The special lighting was recently repeated on April 15, when Richardson and other New Mexico representatives, including Archbishop Michael Sheehan of Santa Fe, were honored at a Colosseum ceremony marking the state’s repeal. Richardson also met with Pope Benedict XVI and spoke at a news conference in Rome organized by the Sant’Egidio Community, an international lay Catholic organization opposed to capital punishment.

Richardson, who is a Democrat, a Catholic, one of the most prominent Hispanic politicians in the US, and a one-time supporter of the death penalty, told the Associated Press in February he was struggling with his position but his views on the death penalty had “softened.” He pointed to the work of the Roman Catholic Church against capital punishment, indicating that discussions with Archbishop Sheehan had influenced his own considerations.

But Richardson also cited as a factor the financial cost of imposing the death penalty. In doing so he highlighted one of the most striking recent developments in the death penalty debate: economic arguments against capital punishment have become as important as religion or ethics, and they are now regularly invoked by opponents of capital punishment. Because life without parole is cheaper for the state than the death penalty, the repeal of capital punishment, they say, will allow more resources to be channeled to survivors of the victims of crime. In New Mexico, according to the legislative finance committee a death penalty case costs approximately $20-25,000, compared to $7-8,000 for a non-death penalty murder case.
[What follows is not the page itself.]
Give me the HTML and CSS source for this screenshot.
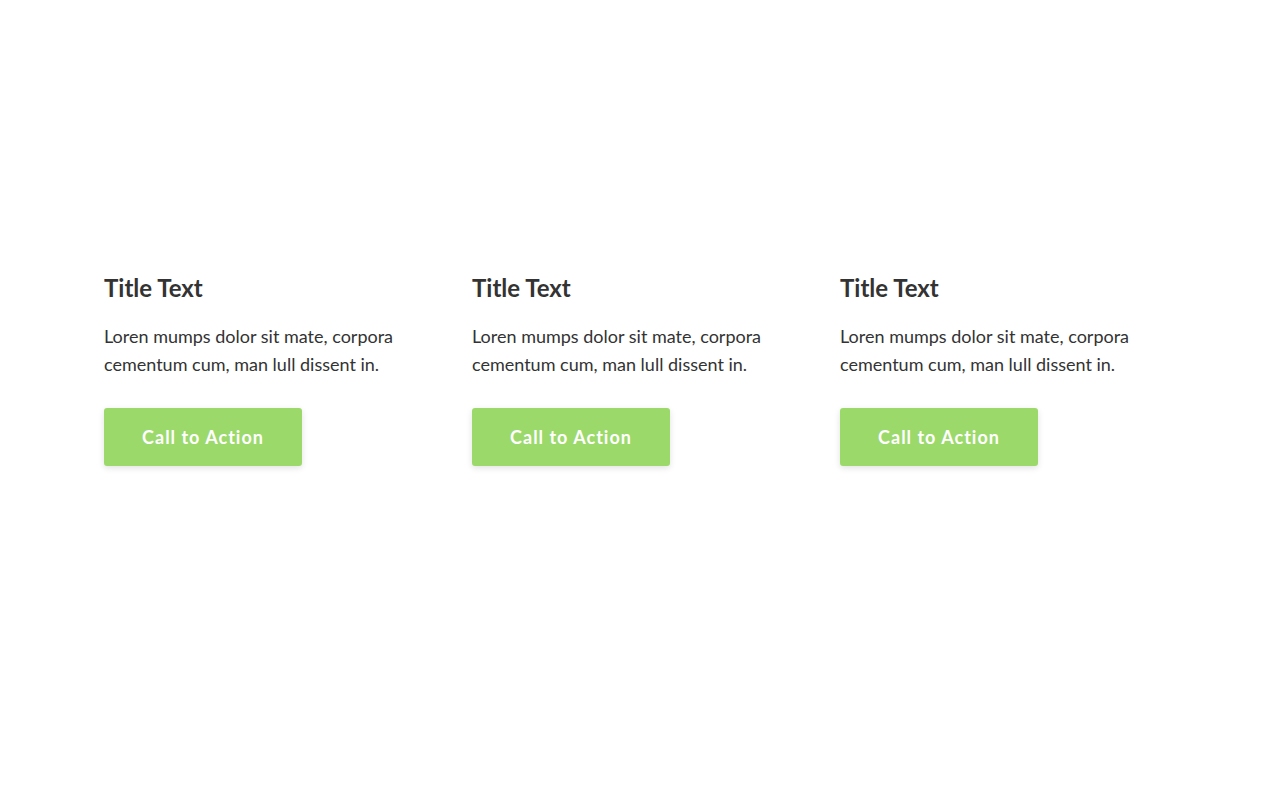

For many death penalty opponents, New Mexico’s repeal was the result of years of hard work. The bill was first introduced 12 years ago, but it always faced challenges in the senate’s judiciary committee. “It was heartbreaking,” says the Rev. Dr. Holly Beaumont, a Disciples of Christ minister and legislative advocate for the New Mexico Conference of Churches. She represents the conference on the New Mexico Coalition to Repeal the Death Penalty.

Over the years faith-based death penalty opponents in New Mexico remained resolute, says Beaumont. “We weren’t going away, and the legislature knew that we would be back again.” She attributes their ultimate success to the multi-layered nature of the coalition, a collaboration of faith communities, the families of murder victims, Death Row exonerees, and other “people of conscience.” The coalition focused on reaching and educating those who had not yet made up their minds about capital punishment and pointed its advocacy efforts directly at the Roundhouse, New Mexico’s state capitol building and the home of its legislature.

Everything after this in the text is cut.